By Movieguide® Staff
Author and director Stephen Chbosky is best known for his book-to-movie adaptions like THE PERKS OF BEING A WALLFLOWER and WONDER.
However, Chbosky recently sat down with Movieguide® to discuss his newest adaption of the Tony and Grammy Award-winning musical, DEAR EVAN HANSEN.
“When I saw the show three years ago, I loved it. I loved the writing, I loved the characters, the music was incredible. It was such a complicated story, complicated morally, and it didn’t shy away from the gray areas, and I was thrilled by it,” Chbosky told Movieguide®. “Not everybody can get to Broadway, right? But this is a story that I knew would resonate with millions and millions and millions of young people and the families who love and support them and are trying to help them out.

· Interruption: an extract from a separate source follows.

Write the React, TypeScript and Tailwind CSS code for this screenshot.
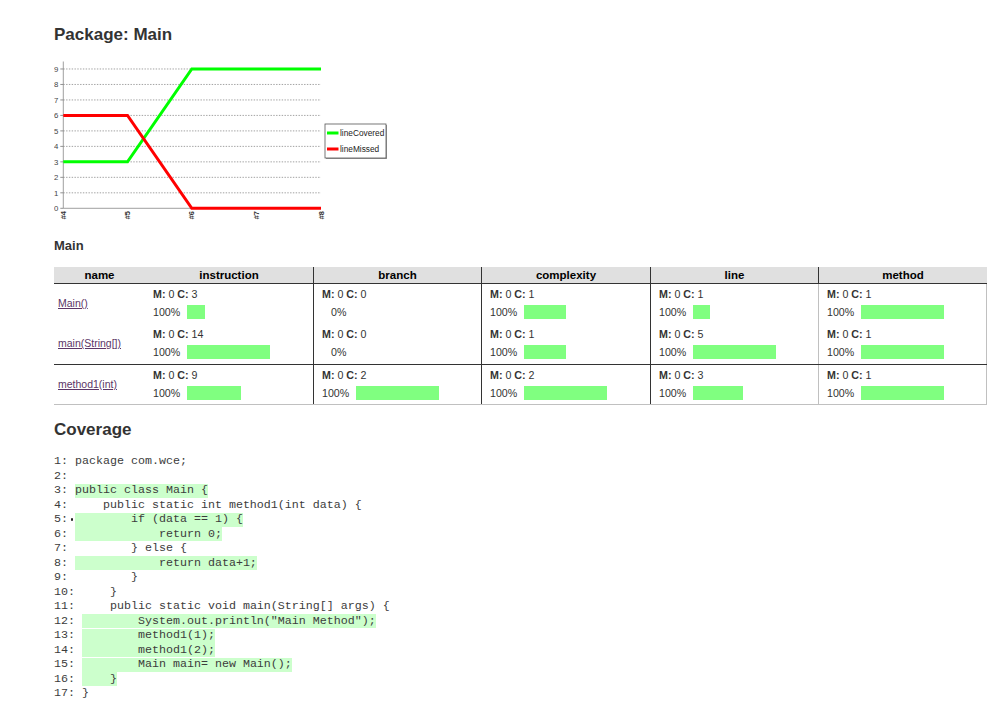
const Y0 = 208.3
const UNIT = 15.48
const XS = [63.3, 127.5, 191.8, 256.2, 321]
const yOf = (v: number) => Y0 - v * UNIT

const covered = [3, 3, 9, 9, 9]
const missed = [6, 6, 0, 0, 0]

function TrendChart() {
  const pts = (vals: number[]) => vals.map((v, i) => `${XS[i]},${yOf(v)}`).join(' ')
  return (
    <svg width={340} height={172} viewBox="54 56 340 172" className="block">
      {Array.from({ length: 10 }, (_, k) => (
        <g key={k}>
          {k > 0 && (
            <line x1={63.3} x2={321} y1={yOf(k)} y2={yOf(k)} stroke="#8a8a8a" strokeWidth={0.8} strokeDasharray="1.4 1.4" />
          )}
          <line x1={60.3} x2={63.3} y1={yOf(k)} y2={yOf(k)} stroke="#777" strokeWidth={0.8} />
          <text x={58.4} y={yOf(k) + 2.7} fontSize={7.8} textAnchor="end" fill="#444" fontFamily="Liberation Sans, sans-serif">
            {k}
          </text>
        </g>
      ))}
      <line x1={63.3} x2={63.3} y1={61.5} y2={Y0} stroke="#888" strokeWidth={0.8} />
      <line x1={63.3} x2={321} y1={Y0} y2={Y0} stroke="#888" strokeWidth={0.8} />
      {XS.map((x, i) => (
        <text
          key={i}
          x={x + 2.6}
          y={211}
          fontSize={7.4}
          fill="#333"
          fontWeight="bold"
          textAnchor="end"
          fontFamily="Liberation Sans, sans-serif"
          transform={`rotate(-90 ${x + 2.6} 211)`}
        >
          #{i + 4}
        </text>
      ))}
      <polyline points={pts(covered)} fill="none" stroke="#00ff00" strokeWidth={3} />
      <polyline points={pts(missed)} fill="none" stroke="#ff0000" strokeWidth={3} />
      <rect x={326} y={125} width={61} height={34} fill="#9a9a9a" />
      <rect x={325} y={124} width={61} height={34} fill="#fff" stroke="#555" strokeWidth={0.8} />
      <line x1={327} x2={338.5} y1={133} y2={133} stroke="#00ff00" strokeWidth={3} />
      <text x={340} y={136} fontSize={8.3} fill="#222" fontFamily="Liberation Sans, sans-serif">lineCovered</text>
      <line x1={327} x2={338.5} y1={149} y2={149} stroke="#ff0000" strokeWidth={3} />
      <text x={340} y={152} fontSize={8.3} fill="#222" fontFamily="Liberation Sans, sans-serif">lineMissed</text>
    </svg>
  )
}

const columns = ['instruction', 'branch', 'complexity', 'line', 'method']
const maxes = [14, 2, 2, 5, 1]

const rows = [
  { name: 'Main()', cells: [3, 0, 1, 1, 1], border: '' },
  { name: 'main(String[])', cells: [14, 0, 1, 5, 1], border: 'border-b border-[#333] h-[41px]' },
  { name: 'method1(int)', cells: [9, 2, 2, 3, 1], border: 'border-b border-[#c0c0c0] h-[40px]' },
]

const gridCols = 'grid grid-cols-[91px_168px_168px_169px_168px_169px]'

function CoverageCell({ covered, max, first, last }: { covered: number; max: number; first: boolean; last: boolean }) {
  const width = max > 0 ? (covered / max) * 83.4 : 0
  return (
    <div
      className={`pl-[8px] pt-[3px] ${first ? '' : 'border-l border-[#333]'} ${last ? 'border-r border-[#c0c0c0]' : ''}`}
    >
      <div className="text-[10.67px] leading-[14px] text-[#333]">
        <span className="font-bold">M:</span> 0 <span className="font-bold">C:</span> {covered}
      </div>
      <div className="mt-[4px] flex h-[14px] items-center text-[10.67px] text-[#333]">
        {covered > 0 ? (
          <>
            <span className="w-[27px]">100%</span>
            <span className="ml-[7px] h-[14px] bg-[#80ff80]" style={{ width }} />
          </>
        ) : (
          <span className="pl-[9px]">0%</span>
        )}
      </div>
    </div>
  )
}

type CodeLine = { n: number; text: string; hit?: boolean; branch?: boolean }

const code: CodeLine[] = [
  { n: 1, text: 'package com.wce;' },
  { n: 2, text: '' },
  { n: 3, text: 'public class Main {', hit: true },
  { n: 4, text: '    public static int method1(int data) {' },
  { n: 5, text: '        if (data == 1) {', hit: true, branch: true },
  { n: 6, text: '            return 0;', hit: true },
  { n: 7, text: '        } else {' },
  { n: 8, text: '            return data+1;', hit: true },
  { n: 9, text: '        }' },
  { n: 10, text: '    }' },
  { n: 11, text: '    public static void main(String[] args) {' },
  { n: 12, text: '        System.out.println("Main Method");', hit: true },
  { n: 13, text: '        method1(1);', hit: true },
  { n: 14, text: '        method1(2);', hit: true },
  { n: 15, text: '        Main main= new Main();', hit: true },
  { n: 16, text: '    }', hit: true },
  { n: 17, text: '}' },
]

export default function App() {
  return (
    <div className="min-h-screen bg-white pl-[54px] pt-[25px] font-['Liberation_Sans',Arial,sans-serif] text-[#333]">
      <h2 className="text-[17px] font-bold leading-[20px]">Package: Main</h2>
      <div className="mt-[11px]">
        <TrendChart />
      </div>

      <h3 className="mt-[10px] text-[13px] font-bold leading-[16px]">Main</h3>

      <div className="mt-[13px] w-[933px]">
        <div className={`${gridCols} h-[17px] border-b border-[#333] bg-[#e0e0e0] text-[11.5px] font-bold leading-[16px] text-black`}>
          <div className="text-center">name</div>
          {columns.map((c, i) => (
            <div key={c} className={`text-center ${i > 0 ? 'border-l border-[#333]' : ''}`}>
              {c}
            </div>
          ))}
        </div>
        {rows.map((r) => (
          <div key={r.name} className={`${gridCols} h-[40px] ${r.border}`}>
            <div className="flex items-center pl-[4px]">
              <a href="#" className="text-[10.5px] text-[#5c3566] underline">
                {r.name}
              </a>
            </div>
            {r.cells.map((c, i) => (
              <CoverageCell key={i} covered={c} max={maxes[i]} first={i === 0} last={i === 4} />
            ))}
          </div>
        ))}
      </div>

      <h2 className="mt-[15px] text-[17px] font-bold leading-[20px]">Coverage</h2>

      <div className="mt-[14.5px] pb-[20px] font-['Liberation_Mono','Courier_New',monospace] text-[11.67px] text-[#3c3c3c]">
        {code.map((l) => (
          <div key={l.n} className="flex h-[14.5px] items-center whitespace-pre">
            <span>{l.n}:</span>
            {l.branch ? (
              <span className="relative w-[7px]">
                <span className="absolute left-[2.5px] top-[-1.5px] h-[2.5px] w-[2.5px] rounded-full bg-[#222]" />
              </span>
            ) : (
              <span> </span>
            )}
            {l.hit ? (
              <span className="inline-flex h-[14px] items-center bg-[#ccffcc]">{l.text}</span>
            ) : (
              <span>{l.text}</span>
            )}
          </div>
        ))}
      </div>
    </div>
  )
}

And so I just jumped at the chance.”
Although Chbosky acknowledged that a theater adaptation presented new challenges, he said that the premise behind his approach was the same as his previous book adaptations.
“What I try to do in every adaptation is kind of boil down what I think the experience is,” he explained.
In theater, Chbosky notes that while live vocals make fixing mistakes impossible, it also brings an authenticity to the characters that he wanted in his movie.
“I wanted there to be live singing for basically the whole movie,” he said. “That way the audience will feel like they’re there with me on set with Ben Platt, Katelyn Deaver, Amy Adams, Julianne Moore, etc. And so that was a cornerstone. And it was really exciting and a real technical challenge to pull that off.”
Chbosky also said that he wanted to explore the complicated morality of the main character, Evan Hansen.
Movieguide®’s review reads:
DEAR EVAN HANSEN is a musical drama about a high school student with social anxiety disorder. One day, Evan Hansen writes a letter to himself, which a troubled bully named Connor steals from the school printer. The next day Evan is told Connor committed suicide and the letter was the one thing of meaning left on his body. When Connor’s parents want answers and stories about the friendship between Evan and Connor, Evan lies to comfort them and gain attention. Will Evan come clean and tell the truth?
DEAR EVAN HANSEN is well produced. It has some excellent singing, and the acting is excellent. Also, the characters seem well defined. Overall, the movie feels much like a musical, but lacks a clear resolution. DEAR EVAN HANSEN has some moral elements but is overwhelmed by a humanist, godless worldview. The movie shows some positive pro-family elements and moral repercussions. Overall, however, it offers no solution to the world’s negativity, and viewers are left feeling purposeless. DEAR EVAN HANSEN contains excessive foul language.
Chbosky also notes that he intended to show the humanity in the relationship between Evan and his mother.
“Evan learns to appreciate his mother and what she has done for him. And more than that, at his lowest moment, when he’s so filled with self loathing, he hates himself so deeply for what he has done, that his mother is the one that says I’m not going anywhere,” he said. “She, at his lowest moment, loves him for who he is, gray areas and all and the journey is to learn to appreciate that.”
Chbosky also called out Hollywood’s portrayals of one-sided parent characters.
“So often teenagers and their parents, it’s like oil and water, they do not get along,” he said. “Young people are trying to forge their own identity, and so often the process of breaking away, It’s so painful for both sides. And what I loved about this story and the way that it was written, is that there’s respect on both sides. That mom’s not an idiot, and neither is Evan.”
“So often movies about teenagers, the parents are treated like this weird appendage, just to be ridiculed or made fun of like, a dad’s an idiot, or mom’s mean, and she doesn’t get anything,” he added. “In this [movie] people are human beings, flaws and all. I think the relationships are really beautifully drawn by the actors and by the writer.”
Chbosky encouraged viewers to think about and discuss the complicated morals portrayed in the movie.
“This is a very honest look at mental health. What I’m hoping is that people at the very least will be able to understand why he did what he did, to understand there was no malice in it. But then the parents and their kids can talk about these moral quandaries,” he said. “Evan Hansen, as complicated as he is as a character, is quite redeemed and interesting. And his journey to the end is very inspiring.”
In the end, Chbosky hopes that the movie will open even more doors for people to address mental health.
The plot revolves around a letter that Evan wrote to himself based on a recommendation from his therapist. Chbosky said that writing letters helps people process what they experience.
“It’s just a way of, I think, of getting down in black and white, what’s really happening,” he said. “If I walk down the street, they go, ‘Hey, how you doing?’ I say ‘Great,’ because we are conditioned to just constantly say it that way. What I love about the letters is it slows it down and says, No, this is what’s really happening, and the more that we look at things as they actually are, the more we can actually do something about them.”